The positive news discussed Friday stands in stark contrast to what the committee faced just one year ago when the waitlist had been swelling unabated for years. And while the current trends are a welcome change, some members voiced concerns about ongoing challenges and whether progress could stagnate.

“I just want to remind everyone that the waitlist are people sitting in county jails costing us money, and it is not the best place for anybody to be sitting,” said Windy Johnson, a committee member representing the Texas Conference of Urban Counties. “I definitely appreciate the staffing issues, which are getting addressed, and I appreciate the hospital expansions and new beds.
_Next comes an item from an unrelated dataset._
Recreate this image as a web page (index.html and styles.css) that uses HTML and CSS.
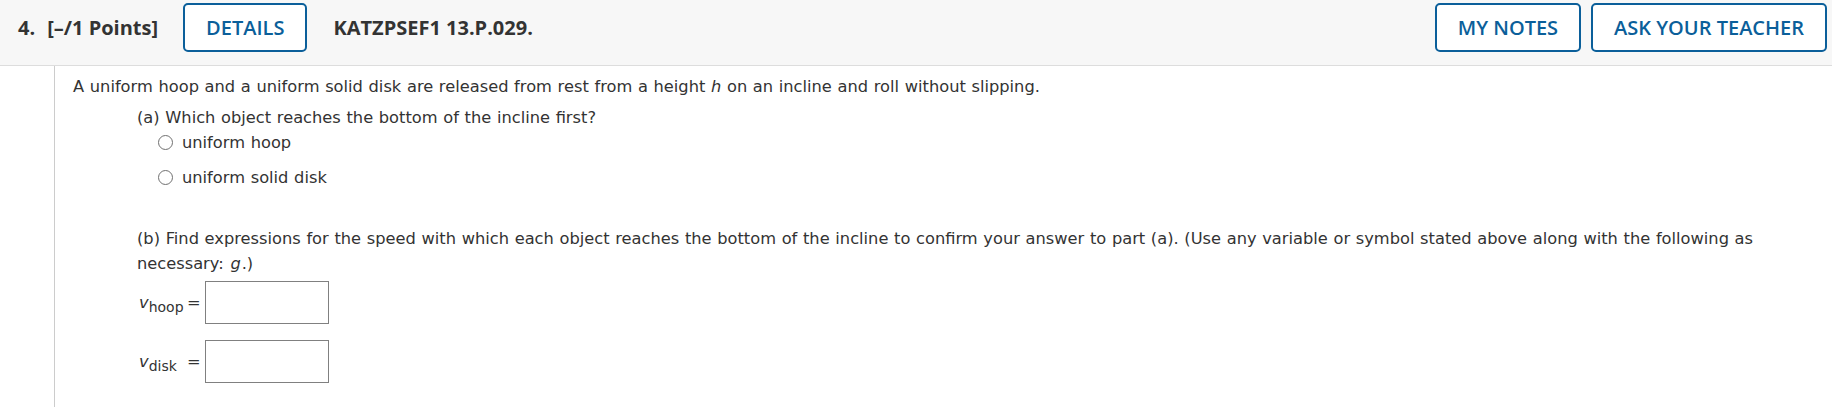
FILE: index.html
```html
<!DOCTYPE html>
<html lang="en">
<head>
<meta charset="utf-8">
<title>Question 4</title>
<link rel="stylesheet" href="styles.css">
</head>
<body>
<header class="qhead">
  <div class="qnum"><span class="num">4.</span><span class="pts">[–/1 Points]</span></div>
  <button class="btn btn-details" type="button">DETAILS</button>
  <span class="qid">KATZPSEF1 13.P.029.</span>
  <div class="spacer"></div>
  <div class="actions">
    <button class="btn" type="button">MY NOTES</button>
    <button class="btn" type="button">ASK YOUR TEACHER</button>
  </div>
</header>
<main class="qbody">
  <div class="content">
    <p class="stem">A uniform hoop and a uniform solid disk are released from rest from a height <i>h</i> on an incline and roll without slipping.</p>
    <div class="part part-a">
      <p class="prompt">(a) Which object reaches the bottom of the incline first?</p>
      <ul class="choices">
        <li class="choice"><span class="radio"></span><span>uniform hoop</span></li>
        <li class="choice"><span class="radio"></span><span>uniform solid disk</span></li>
      </ul>
    </div>
    <div class="part part-b">
      <p class="prompt"><span>(b) Find expressions for the speed with which each object reaches the bottom of the incline to confirm your answer to part (a). (Use any variable or symbol stated above along with the following as</span> <span class="nowrap">necessary: <i class="var-g">g</i>.)</span></p>
      <div class="answers">
        <span class="lbl"><i>v</i><span class="sub">hoop</span></span><span class="eq">=</span><span class="box"></span>
        <span class="lbl"><i>v</i><span class="sub">disk</span></span><span class="eq">=</span><span class="box"></span>
      </div>
    </div>
  </div>
</main>
</body>
</html>
```

FILE: styles.css
```css
html, body {
  margin: 0;
  padding: 0;
  background: #ffffff;
}

body {
  min-height: 100vh;
  display: flex;
  flex-direction: column;
  font-family: "DejaVu Sans", Verdana, sans-serif;
  color: #333333;
}

.qhead {
  display: flex;
  align-items: center;
  height: 49px;
  padding: 3px 5px 13px 18px;
  background: #f7f7f7;
  border-bottom: 1px solid #dddddd;
  font-family: "Open Sans", sans-serif;
  font-size: 20px;
  color: #333333;
}

.qnum {
  font-weight: 700;
  white-space: nowrap;
}

.qnum .pts {
  margin-left: 12px;
}

.btn {
  box-sizing: border-box;
  height: 49px;
  margin: 0;
  padding: 0 21px;
  background: #ffffff;
  border: 2px solid #0b5f9a;
  border-radius: 5px;
  font-family: "Open Sans", sans-serif;
  font-size: 20px;
  font-weight: 600;
  line-height: 27px;
  color: #0b5f9a;
  white-space: nowrap;
  cursor: pointer;
}

.btn-details {
  margin-left: 25px;
}

.qid {
  margin-left: 26px;
  font-weight: 700;
  white-space: nowrap;
}

.spacer {
  flex: 1;
}

.actions {
  display: flex;
  gap: 10px;
}

.qbody {
  flex: 1;
  margin-left: 54px;
  border-left: 1px solid #cccccc;
}

.content {
  padding: 8px 42px 0 18px;
  font-size: 16.25px;
  line-height: 25px;
}

.content p {
  margin: 0;
}

.stem {
  word-spacing: 0.5px;
}

.part {
  margin-left: 64px;
  word-spacing: 0.5px;
}

.part-a {
  margin-top: 6px;
}

.choices {
  list-style: none;
  margin: 0 0 0 21px;
  padding: 0;
}

.choice {
  display: flex;
  align-items: center;
  height: 25px;
}

.choice + .choice {
  margin-top: 10px;
}

.radio {
  box-sizing: border-box;
  width: 15px;
  height: 15px;
  margin-right: 9px;
  border: 1px solid #707070;
  border-radius: 50%;
  background: #ffffff;
}

.part-b {
  margin-top: 36px;
}

.nowrap {
  white-space: nowrap;
}

.var-g {
  margin: 0 1px 0 1px;
}

.answers {
  display: grid;
  grid-template-columns: 48px 18px 124px;
  grid-auto-rows: 43px;
  row-gap: 16px;
  align-items: center;
  margin-top: 5px;
  padding-left: 2px;
}

.lbl {
  white-space: nowrap;
  line-height: 25px;
}

.lbl .sub {
  position: relative;
  top: 4.5px;
  font-size: 14px;
}

.eq {
  line-height: 25px;
}

.box {
  box-sizing: border-box;
  height: 43px;
  border: 1px solid #808080;
  background: #ffffff;
}
```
According to Carr’s presentation, hundreds of new and replaced beds will be brought online in the coming years. Construction projects include the following:

  • Kerrville: 70-bed maximum security unit expansion, began taking patients in June 2023
  • Rusk: 200-bed replacement of 100 maximum security and 100 non-maximum security beds began taking patients in August 2023
  • San Antonio: 300-bed replacement expected to have substantial completion in January 2024
  • Austin: 240-bed replacement expected to have substantial completion in February 2024
  • Dallas: 296 beds, including 200 adult beds expected to have substantial completion in July 2025

As a result of legislation passed this year, there is also planning for construction in Amarillo, Lubbock, San Antonio, Terrell State Hospital, North Texas State Hospital, El Paso Psychiatric Center and Rio Grande State Center, Carr said.
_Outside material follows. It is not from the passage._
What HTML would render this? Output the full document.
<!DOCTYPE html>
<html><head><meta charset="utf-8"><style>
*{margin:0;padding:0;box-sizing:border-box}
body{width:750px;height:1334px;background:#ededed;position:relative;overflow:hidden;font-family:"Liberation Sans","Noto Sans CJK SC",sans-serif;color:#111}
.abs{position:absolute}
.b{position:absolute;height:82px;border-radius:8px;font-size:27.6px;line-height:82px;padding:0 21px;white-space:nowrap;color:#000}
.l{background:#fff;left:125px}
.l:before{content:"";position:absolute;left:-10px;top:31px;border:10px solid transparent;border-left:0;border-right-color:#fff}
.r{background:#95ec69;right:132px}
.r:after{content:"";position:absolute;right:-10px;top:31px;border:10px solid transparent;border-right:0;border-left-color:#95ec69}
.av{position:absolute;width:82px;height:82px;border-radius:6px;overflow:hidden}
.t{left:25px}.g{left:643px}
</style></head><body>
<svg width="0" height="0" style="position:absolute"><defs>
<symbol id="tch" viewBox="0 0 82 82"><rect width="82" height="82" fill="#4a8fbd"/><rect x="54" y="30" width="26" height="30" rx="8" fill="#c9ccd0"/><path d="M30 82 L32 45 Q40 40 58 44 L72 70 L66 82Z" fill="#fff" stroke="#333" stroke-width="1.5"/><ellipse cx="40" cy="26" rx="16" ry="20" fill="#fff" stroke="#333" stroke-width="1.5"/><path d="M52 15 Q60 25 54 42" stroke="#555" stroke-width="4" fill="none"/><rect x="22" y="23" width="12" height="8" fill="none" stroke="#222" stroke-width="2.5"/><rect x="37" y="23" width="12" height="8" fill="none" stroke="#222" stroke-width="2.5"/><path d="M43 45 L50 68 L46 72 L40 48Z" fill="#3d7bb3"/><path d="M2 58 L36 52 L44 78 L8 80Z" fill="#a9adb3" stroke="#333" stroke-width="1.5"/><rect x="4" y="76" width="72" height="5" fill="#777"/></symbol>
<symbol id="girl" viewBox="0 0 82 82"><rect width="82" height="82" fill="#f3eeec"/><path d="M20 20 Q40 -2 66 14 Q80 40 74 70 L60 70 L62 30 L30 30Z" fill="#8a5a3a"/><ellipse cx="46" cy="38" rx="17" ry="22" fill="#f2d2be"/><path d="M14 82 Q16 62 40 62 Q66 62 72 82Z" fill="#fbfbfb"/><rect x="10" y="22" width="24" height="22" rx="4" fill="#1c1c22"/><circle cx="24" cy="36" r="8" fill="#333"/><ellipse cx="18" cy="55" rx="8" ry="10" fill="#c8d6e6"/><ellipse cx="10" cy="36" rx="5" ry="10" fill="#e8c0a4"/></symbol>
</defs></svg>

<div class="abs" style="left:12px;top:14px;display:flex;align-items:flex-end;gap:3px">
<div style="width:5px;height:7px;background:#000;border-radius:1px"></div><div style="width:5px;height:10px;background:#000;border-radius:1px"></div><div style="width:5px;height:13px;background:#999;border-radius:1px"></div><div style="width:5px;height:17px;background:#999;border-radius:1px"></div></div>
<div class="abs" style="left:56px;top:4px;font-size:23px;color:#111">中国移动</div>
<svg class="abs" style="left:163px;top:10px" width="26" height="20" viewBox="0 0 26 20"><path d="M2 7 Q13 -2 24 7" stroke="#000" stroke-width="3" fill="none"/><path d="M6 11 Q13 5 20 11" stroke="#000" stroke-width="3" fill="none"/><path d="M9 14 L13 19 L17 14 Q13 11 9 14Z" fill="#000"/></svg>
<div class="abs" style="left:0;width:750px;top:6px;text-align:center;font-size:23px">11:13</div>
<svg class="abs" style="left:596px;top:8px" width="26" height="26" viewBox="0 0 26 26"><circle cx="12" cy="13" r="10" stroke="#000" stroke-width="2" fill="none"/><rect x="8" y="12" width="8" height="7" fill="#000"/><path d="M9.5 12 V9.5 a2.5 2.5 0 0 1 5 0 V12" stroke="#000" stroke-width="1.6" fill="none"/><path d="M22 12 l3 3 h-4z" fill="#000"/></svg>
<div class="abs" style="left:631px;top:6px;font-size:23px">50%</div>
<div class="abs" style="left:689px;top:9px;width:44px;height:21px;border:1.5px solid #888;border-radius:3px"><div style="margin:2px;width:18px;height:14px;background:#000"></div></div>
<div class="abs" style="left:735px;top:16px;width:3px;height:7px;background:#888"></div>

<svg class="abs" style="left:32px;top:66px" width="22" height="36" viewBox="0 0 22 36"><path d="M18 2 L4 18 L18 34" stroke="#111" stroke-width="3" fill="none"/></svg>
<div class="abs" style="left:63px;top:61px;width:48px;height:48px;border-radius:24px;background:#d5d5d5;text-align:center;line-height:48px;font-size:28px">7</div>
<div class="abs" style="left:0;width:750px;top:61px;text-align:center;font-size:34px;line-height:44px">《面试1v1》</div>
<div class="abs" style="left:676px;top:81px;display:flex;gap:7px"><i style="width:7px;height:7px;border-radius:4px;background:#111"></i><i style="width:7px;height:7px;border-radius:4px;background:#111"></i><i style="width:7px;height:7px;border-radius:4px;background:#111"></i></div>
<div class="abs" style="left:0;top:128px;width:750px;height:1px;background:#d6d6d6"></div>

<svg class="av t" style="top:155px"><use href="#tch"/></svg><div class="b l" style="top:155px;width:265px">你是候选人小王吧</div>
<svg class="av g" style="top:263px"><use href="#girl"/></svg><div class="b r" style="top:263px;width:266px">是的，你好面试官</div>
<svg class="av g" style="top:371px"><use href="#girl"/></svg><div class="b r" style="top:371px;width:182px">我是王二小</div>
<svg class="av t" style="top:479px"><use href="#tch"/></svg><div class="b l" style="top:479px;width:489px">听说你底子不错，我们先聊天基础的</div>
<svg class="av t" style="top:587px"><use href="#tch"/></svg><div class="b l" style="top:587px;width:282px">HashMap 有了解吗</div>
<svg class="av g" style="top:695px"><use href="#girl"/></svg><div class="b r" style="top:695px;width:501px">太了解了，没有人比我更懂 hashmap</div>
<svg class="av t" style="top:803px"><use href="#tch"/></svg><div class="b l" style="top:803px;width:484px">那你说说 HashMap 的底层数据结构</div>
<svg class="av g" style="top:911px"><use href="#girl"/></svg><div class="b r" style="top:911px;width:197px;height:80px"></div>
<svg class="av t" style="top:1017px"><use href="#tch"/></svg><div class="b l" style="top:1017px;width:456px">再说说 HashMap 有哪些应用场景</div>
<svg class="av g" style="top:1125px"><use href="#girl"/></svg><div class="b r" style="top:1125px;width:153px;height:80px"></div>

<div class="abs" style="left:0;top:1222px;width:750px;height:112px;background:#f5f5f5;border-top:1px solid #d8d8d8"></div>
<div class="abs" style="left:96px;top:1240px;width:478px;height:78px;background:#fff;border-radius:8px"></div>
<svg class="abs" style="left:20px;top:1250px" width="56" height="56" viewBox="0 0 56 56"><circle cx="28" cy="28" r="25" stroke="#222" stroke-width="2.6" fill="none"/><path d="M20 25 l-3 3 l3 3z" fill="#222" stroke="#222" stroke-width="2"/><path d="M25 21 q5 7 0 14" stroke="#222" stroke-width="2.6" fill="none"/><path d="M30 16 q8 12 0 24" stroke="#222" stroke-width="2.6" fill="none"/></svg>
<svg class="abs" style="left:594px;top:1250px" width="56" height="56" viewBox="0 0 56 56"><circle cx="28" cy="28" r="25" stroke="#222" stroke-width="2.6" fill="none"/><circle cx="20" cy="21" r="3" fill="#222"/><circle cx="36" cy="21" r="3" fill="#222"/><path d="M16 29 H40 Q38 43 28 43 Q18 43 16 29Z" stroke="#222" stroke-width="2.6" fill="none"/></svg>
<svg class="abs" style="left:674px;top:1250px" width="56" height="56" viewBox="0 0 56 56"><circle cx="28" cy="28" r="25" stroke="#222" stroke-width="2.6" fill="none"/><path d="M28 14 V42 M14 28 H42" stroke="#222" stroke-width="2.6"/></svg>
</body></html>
Even with all those projects in the pipeline, Johnson questioned whether the rate of progress on the backlog was sustainable.

“We are just getting to the point, though, where we are going to hit capacity, and most people are going to have to wait,” Johnson said. “Are we getting to a point now where our waitlist is going to stagnate?”
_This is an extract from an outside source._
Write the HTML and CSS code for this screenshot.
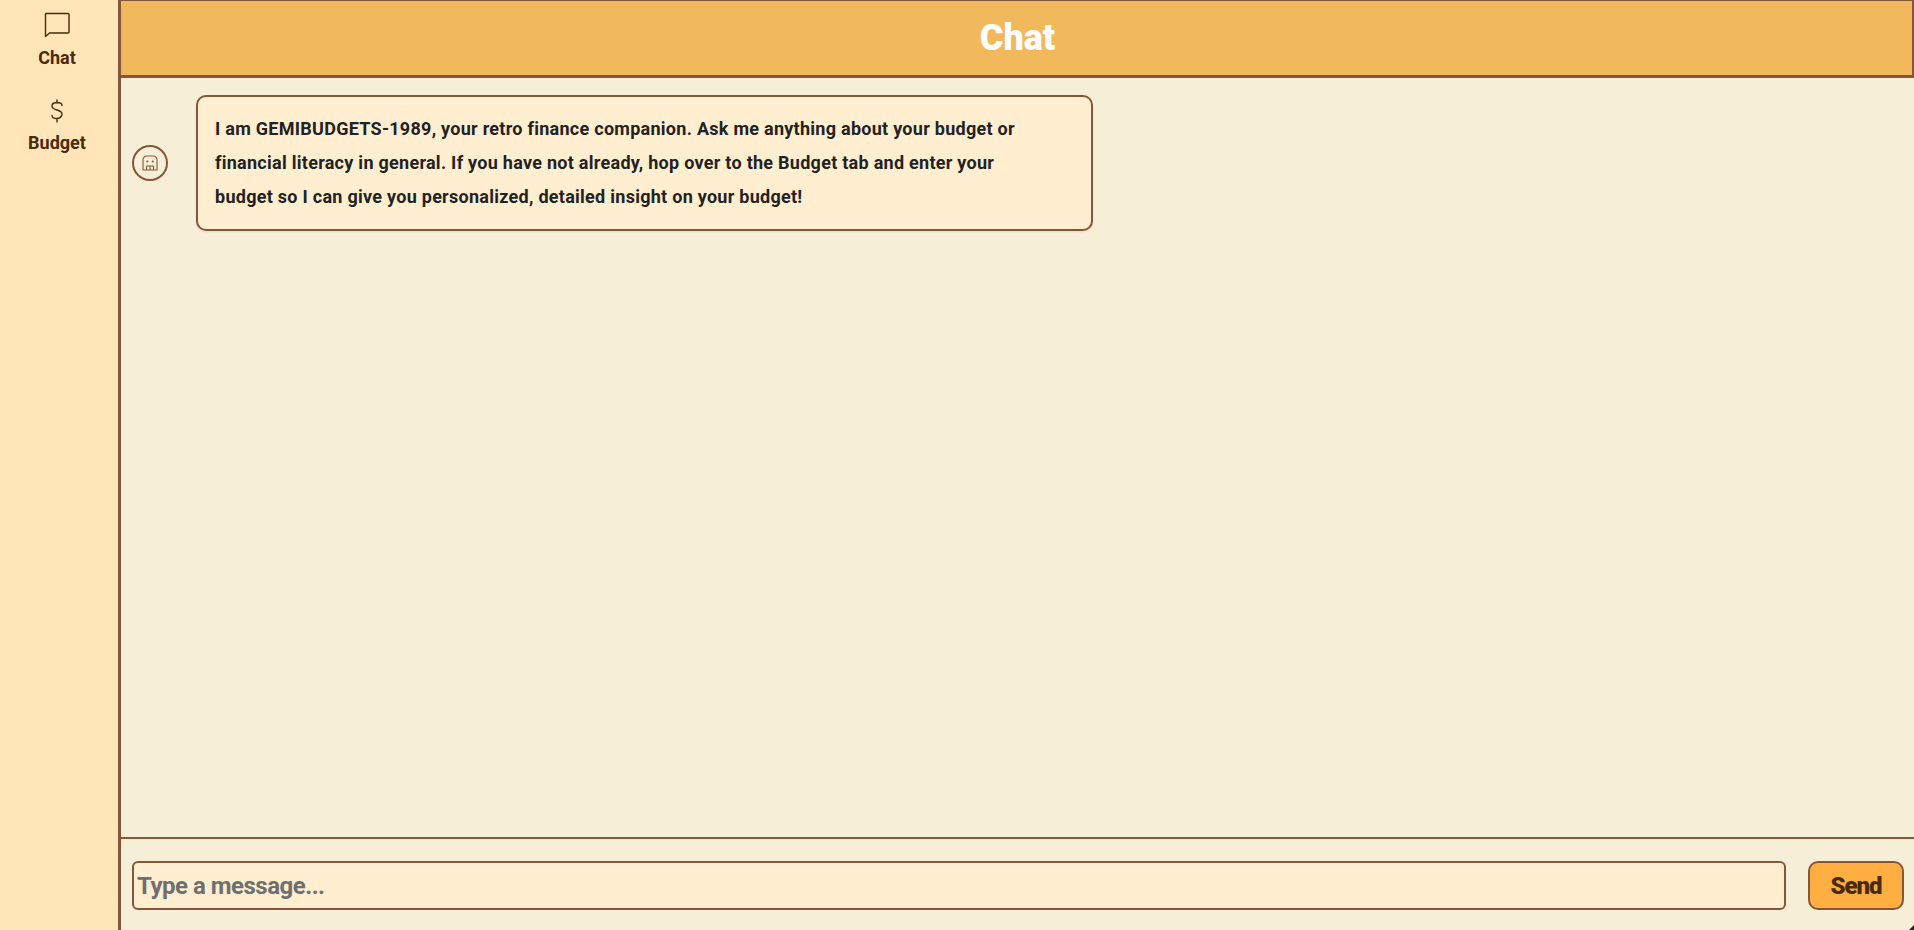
FILE: index.html
```html
<!DOCTYPE html>
<html lang="en">
<head>
<meta charset="utf-8">
<title>Chat</title>
<link rel="stylesheet" href="styles.css">
</head>
<body>
<div class="app">
  <nav class="sidebar">
    <a class="nav-item">
      <svg class="nav-icon" viewBox="0 0 28 28" fill="none" stroke="currentColor" stroke-width="1.4" stroke-linejoin="round" stroke-linecap="round"><path d="M2.500 4v22.500L6.500 23H25a1 1 0 0 0 1-1V4.500a1 1 0 0 0-1-1H3a.5.5 0 0 0-.5.5z"/></svg>
      <span>Chat</span>
    </a>
    <a class="nav-item">
      <svg class="nav-icon" viewBox="0 0 28 28" fill="none" stroke="currentColor" stroke-width="1.4" stroke-linecap="round" stroke-linejoin="round"><path d="M14 5v3M14 24v3M19 10.500c0-1.900-2.200-3-5-3-2.800 0-5 1.300-5 3.500s2 3.200 5 4 5 1.900 5 4.100-2.200 4.400-5 4.400-5-1.200-5-3"/></svg>
      <span>Budget</span>
    </a>
  </nav>
  <main class="main">
    <header class="header"><h1>Chat</h1></header>
    <section class="messages">
      <div class="message">
        <div class="avatar">
          <svg viewBox="0 0 16 16" fill="none" stroke="currentColor" stroke-width="1.1" stroke-linejoin="round"><path d="M1 15V4.500A3.500 3.500 0 0 1 4.500 1h7A3.500 3.500 0 0 1 15 4.500V15z"/><path d="M4.500 15v-4h7v4M8 11v4"/><circle cx="5.300" cy="6.500" r="1" fill="currentColor" stroke="none"/><circle cx="10.700" cy="6.500" r="1" fill="currentColor" stroke="none"/></svg>
        </div>
        <div class="bubble">I am GEMIBUDGETS-1989, your retro finance companion. Ask me anything about your budget or financial literacy in general. If you have not already, hop over to the Budget tab and enter your budget so I can give you personalized, detailed insight on your budget!</div>
      </div>
    </section>
    <form class="composer">
      <input class="composer-input" type="text" placeholder="Type a message...">
      <button class="send" type="button">Send</button>
    </form>
  </main>
</div>
<div class="corner"></div>
</body>
</html>
```

FILE: styles.css
```css
* { box-sizing: border-box; }
html, body { height: 100%; margin: 0; overflow: hidden; }
body { font-family: Roboto, "Liberation Sans", sans-serif; font-weight: 700; color: #4a2a0a; background: #f7eed8; }
.app { display: flex; height: 930px; }
.sidebar { width: 118px; flex: none; background: #ffe5b8; display: flex; flex-direction: column; align-items: center; padding: 10px 4px 0 0; gap: 26px; }
.nav-item { display: flex; flex-direction: column; align-items: center; gap: 9px; font-size: 18px; line-height: 22px; color: #4a2a0a; }
.nav-icon { width: 28px; height: 28px; display: block; }
.main { flex: 1; min-width: 0; display: flex; flex-direction: column; border-left: 3px solid #85573a; }
.header { height: 78px; flex: none; padding-left: 2px; background: #f2b95c; border-top: 1px solid #85573a; border-right: 2px solid #85573a; border-bottom: 3px solid #85573a; display: flex; align-items: center; justify-content: center; }
.header h1 { margin: 0; color: #fff; font-size: 36px; font-weight: 900; line-height: 1; }
.messages { flex: 1; min-height: 0; padding: 17px 11px; }
.message { display: flex; align-items: center; gap: 28px; }
.avatar { width: 36px; height: 36px; flex: none; border: 2px solid #85573a; border-radius: 50%; color: #85573a; display: flex; align-items: center; justify-content: center; }
.avatar svg { width: 16px; height: 16px; display: block; }
.bubble { width: 897px; background: #ffefd0; color: #222222; border: 2px solid #85573a; border-radius: 10px; padding: 15px 60px 15px 17px; font-size: 18px; line-height: 34px; letter-spacing: .27px; box-shadow: 0 1px 2px rgba(0,0,0,.08); }
.composer { flex: none; height: 93px; border-top: 2px solid #85573a; display: flex; align-items: flex-start; padding: 22px 10px 0 11px; gap: 22px; }
.composer-input { flex: 1; min-width: 0; height: 49px; background: #ffefd0; border: 2px solid #85573a; border-radius: 6px; padding: 0 3px; font: 700 24px Roboto, "Liberation Sans", sans-serif; letter-spacing: -.5px; color: #222; outline: none; }
.composer-input::placeholder { color: #6f6f6f; opacity: 1; }
.send { width: 96px; height: 49px; flex: none; background: #ffae42; color: #4a2a0a; border: 2px solid #85573a; border-radius: 10px; font: 900 24px Roboto, "Liberation Sans", sans-serif; letter-spacing: -1px; padding: 0; }
.corner { position: absolute; right: 0; bottom: 0; width: 5px; height: 5px; background: #222; clip-path: polygon(100% 0, 100% 100%, 0 100%); }
```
Carr said her team does foresee the trend will slow because fewer beds are being added over time. However, the waitlist will also be helped by outside factors, like programs that can divert people before they need a bed or can handle restoration elsewhere, she said.

Anna Gray, a committee member representing the Behavioral Health Advisory Committee and the executive director of Prosumers International, said everyone would be “missing the point” if they focused excessively on building beds.

“We need to keep our eye on the fact that we will never have enough beds to treat everybody coming into the forensic system” Gray said.

Krishnaveni Gundu is co-founder and executive director of the Texas Jail Project – a nonprofit that helps assist people in the jail system. Gundu watched the meeting and said she was frustrated HHSC did not acknowledge major problems her organization sees within the waitlist data. For example, there was no discussion Friday of possible “step down” options to get long-term stay patients out of the state hospital when they’ve been there more than a year, she said in a statement.

Gundu said reliance on jail-based competency restoration – which is a county-jail-based alternative to going to a state hospital – is a “terrible band-aid.” Furthermore, HHSC should be finding people on the waitlist with intellectual or developmental disabilities and studying ways to remove them because they will not be restored to competence.

KXAN will continue monitoring and reporting on the waitlist and updates from the JCAFS quarterly meetings.